Problem statement | Exclude the pictures and reproduce the remaining data exactly as written.

───── Data

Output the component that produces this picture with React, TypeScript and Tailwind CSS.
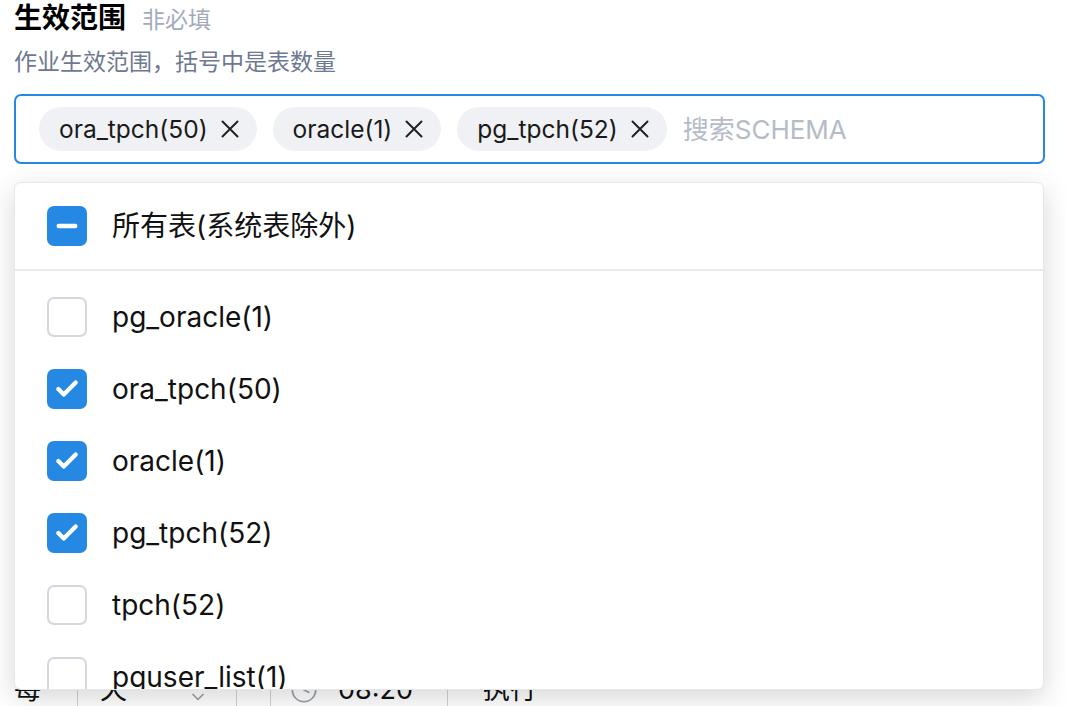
import { Check, Minus, ChevronDown, Clock } from 'lucide-react';

const tags = ['ora_tpch(50)', 'oracle(1)', 'pg_tpch(52)'];

const schemas = [
  { name: 'pg_oracle(1)', checked: false },
  { name: 'ora_tpch(50)', checked: true },
  { name: 'oracle(1)', checked: true },
  { name: 'pg_tpch(52)', checked: true },
  { name: 'tpch(52)', checked: false },
  { name: 'pguser_list(1)', checked: false },
];

function Box({ checked }: { checked: boolean }) {
  if (checked) {
    return (
      <span className="flex h-[40px] w-[40px] shrink-0 items-center justify-center rounded-[7px] bg-[#2589e3]">
        <Check className="h-[26px] w-[26px] text-white" strokeWidth={4} />
      </span>
    );
  }
  return <span className="h-[40px] w-[40px] shrink-0 rounded-[7px] border-2 border-[#d3d8df] bg-white" />;
}

function CloseIcon() {
  return (
    <svg width="18" height="18" viewBox="0 0 18 18" className="shrink-0 text-[#222]">
      <path d="M1.5 1.5 L16.5 16.5 M16.5 1.5 L1.5 16.5" stroke="currentColor" strokeWidth="2" strokeLinecap="round" />
    </svg>
  );
}

export default function App() {
  return (
    <div
      className="relative h-[706px] w-[1066px] overflow-hidden bg-white px-[14px] text-[#111]"
      style={{ fontFamily: 'Inter, "Noto Sans CJK SC", sans-serif' }}
    >
      {/* Label */}
      <div className="flex items-baseline gap-[16px] pt-[1px]">
        <span className="text-[28px] leading-[34px] font-bold text-black">生效范围</span>
        <span className="text-[23px] leading-[34px] text-[#a3aabb]">非必填</span>
      </div>
      <div className="mt-[9px] text-[23px] leading-[32px] text-[#6e7891]">作业生效范围，括号中是表数量</div>

      {/* Select */}
      <div className="relative mt-[16px] w-[1031px]">
        <div className="flex h-[70px] items-center gap-[16px] rounded-[7px] border-2 border-[#2589e3] bg-white pl-[23px]">
          {tags.map(t => (
            <span
              key={t}
              className="flex h-[44px] items-center gap-[13px] rounded-full bg-[#f0f1f4] pl-[20px] pr-[18px] text-[24.5px] text-[#1a1a1a]"
            >
              {t}
              <CloseIcon />
            </span>
          ))}
          <span className="text-[26px] text-[#b5bcc7]">搜索SCHEMA</span>
        </div>

        {/* Dropdown */}
        <div className="absolute left-0 top-[88px] z-10 h-[508px] w-[1030px] overflow-hidden rounded-[7px] border border-[#e6e7eb] bg-white shadow-[0_8px_28px_rgba(0,0,0,0.16)]">
          <div className="flex h-[88px] items-center gap-[25px] border-b-2 border-[#e9eaee] pl-[32px]">
            <span className="flex h-[40px] w-[40px] shrink-0 items-center justify-center rounded-[7px] bg-[#2589e3]">
              <Minus className="h-[28px] w-[28px] text-white" strokeWidth={4} />
            </span>
            <span className="text-[28px] text-[#111]">所有表(系统表除外)</span>
          </div>
          <div className="pt-[10px]">
            {schemas.map(s => (
              <div key={s.name} className="flex h-[72px] items-center gap-[25px] pl-[32px]">
                <Box checked={s.checked} />
                <span className="text-[28px] text-[#111]">{s.name}</span>
              </div>
            ))}
          </div>
        </div>
      </div>

      {/* Schedule row (under the dropdown) */}
      <div className="mt-[498px] flex h-[56px] items-center text-[27px] text-[#111]">
        <span className="w-[63px]">每</span>
        <div className="flex h-[56px] w-[160px] items-center justify-between border-x border-[#cfd3d9] pl-[22px] pr-[28px]">
          <span>天</span>
          <ChevronDown className="mt-[14px] h-[20px] w-[20px] text-[#9aa1ab]" />
        </div>
        <div className="ml-[33px] flex h-[56px] w-[178px] items-center gap-[20px] border-x border-[#cfd3d9] pl-[19px]">
          <Clock className="h-[28px] w-[28px] text-[#9aa1ab]" strokeWidth={1.5} />
          <span>08:20</span>
        </div>
        <span className="ml-[35px]">执行</span>
      </div>
    </div>
  );
}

──────────

Answer to this task |
Output the component that produces this picture with React, TypeScript and Tailwind CSS.
import { Check, Minus, ChevronDown, Clock } from 'lucide-react';

const tags = ['ora_tpch(50)', 'oracle(1)', 'pg_tpch(52)'];

const schemas = [
  { name: 'pg_oracle(1)', checked: false },
  { name: 'ora_tpch(50)', checked: true },
  { name: 'oracle(1)', checked: true },
  { name: 'pg_tpch(52)', checked: true },
  { name: 'tpch(52)', checked: false },
  { name: 'pguser_list(1)', checked: false },
];

function Box({ checked }: { checked: boolean }) {
  if (checked) {
    return (
      <span className="flex h-[40px] w-[40px] shrink-0 items-center justify-center rounded-[7px] bg-[#2589e3]">
        <Check className="h-[26px] w-[26px] text-white" strokeWidth={4} />
      </span>
    );
  }
  return <span className="h-[40px] w-[40px] shrink-0 rounded-[7px] border-2 border-[#d3d8df] bg-white" />;
}

function CloseIcon() {
  return (
    <svg width="18" height="18" viewBox="0 0 18 18" className="shrink-0 text-[#222]">
      <path d="M1.5 1.5 L16.5 16.5 M16.5 1.5 L1.5 16.5" stroke="currentColor" strokeWidth="2" strokeLinecap="round" />
    </svg>
  );
}

export default function App() {
  return (
    <div
      className="relative h-[706px] w-[1066px] overflow-hidden bg-white px-[14px] text-[#111]"
      style={{ fontFamily: 'Inter, "Noto Sans CJK SC", sans-serif' }}
    >
      {/* Label */}
      <div className="flex items-baseline gap-[16px] pt-[1px]">
        <span className="text-[28px] leading-[34px] font-bold text-black">生效范围</span>
        <span className="text-[23px] leading-[34px] text-[#a3aabb]">非必填</span>
      </div>
      <div className="mt-[9px] text-[23px] leading-[32px] text-[#6e7891]">作业生效范围，括号中是表数量</div>

      {/* Select */}
      <div className="relative mt-[16px] w-[1031px]">
        <div className="flex h-[70px] items-center gap-[16px] rounded-[7px] border-2 border-[#2589e3] bg-white pl-[23px]">
          {tags.map(t => (
            <span
              key={t}
              className="flex h-[44px] items-center gap-[13px] rounded-full bg-[#f0f1f4] pl-[20px] pr-[18px] text-[24.5px] text-[#1a1a1a]"
            >
              {t}
              <CloseIcon />
            </span>
          ))}
          <span className="text-[26px] text-[#b5bcc7]">搜索SCHEMA</span>
        </div>

        {/* Dropdown */}
        <div className="absolute left-0 top-[88px] z-10 h-[508px] w-[1030px] overflow-hidden rounded-[7px] border border-[#e6e7eb] bg-white shadow-[0_8px_28px_rgba(0,0,0,0.16)]">
          <div className="flex h-[88px] items-center gap-[25px] border-b-2 border-[#e9eaee] pl-[32px]">
            <span className="flex h-[40px] w-[40px] shrink-0 items-center justify-center rounded-[7px] bg-[#2589e3]">
              <Minus className="h-[28px] w-[28px] text-white" strokeWidth={4} />
            </span>
            <span className="text-[28px] text-[#111]">所有表(系统表除外)</span>
          </div>
          <div className="pt-[10px]">
            {schemas.map(s => (
              <div key={s.name} className="flex h-[72px] items-center gap-[25px] pl-[32px]">
                <Box checked={s.checked} />
                <span className="text-[28px] text-[#111]">{s.name}</span>
              </div>
            ))}
          </div>
        </div>
      </div>

      {/* Schedule row (under the dropdown) */}
      <div className="mt-[498px] flex h-[56px] items-center text-[27px] text-[#111]">
        <span className="w-[63px]">每</span>
        <div className="flex h-[56px] w-[160px] items-center justify-between border-x border-[#cfd3d9] pl-[22px] pr-[28px]">
          <span>天</span>
          <ChevronDown className="mt-[14px] h-[20px] w-[20px] text-[#9aa1ab]" />
        </div>
        <div className="ml-[33px] flex h-[56px] w-[178px] items-center gap-[20px] border-x border-[#cfd3d9] pl-[19px]">
          <Clock className="h-[28px] w-[28px] text-[#9aa1ab]" strokeWidth={1.5} />
          <span>08:20</span>
        </div>
        <span className="ml-[35px]">执行</span>
      </div>
    </div>
  );
}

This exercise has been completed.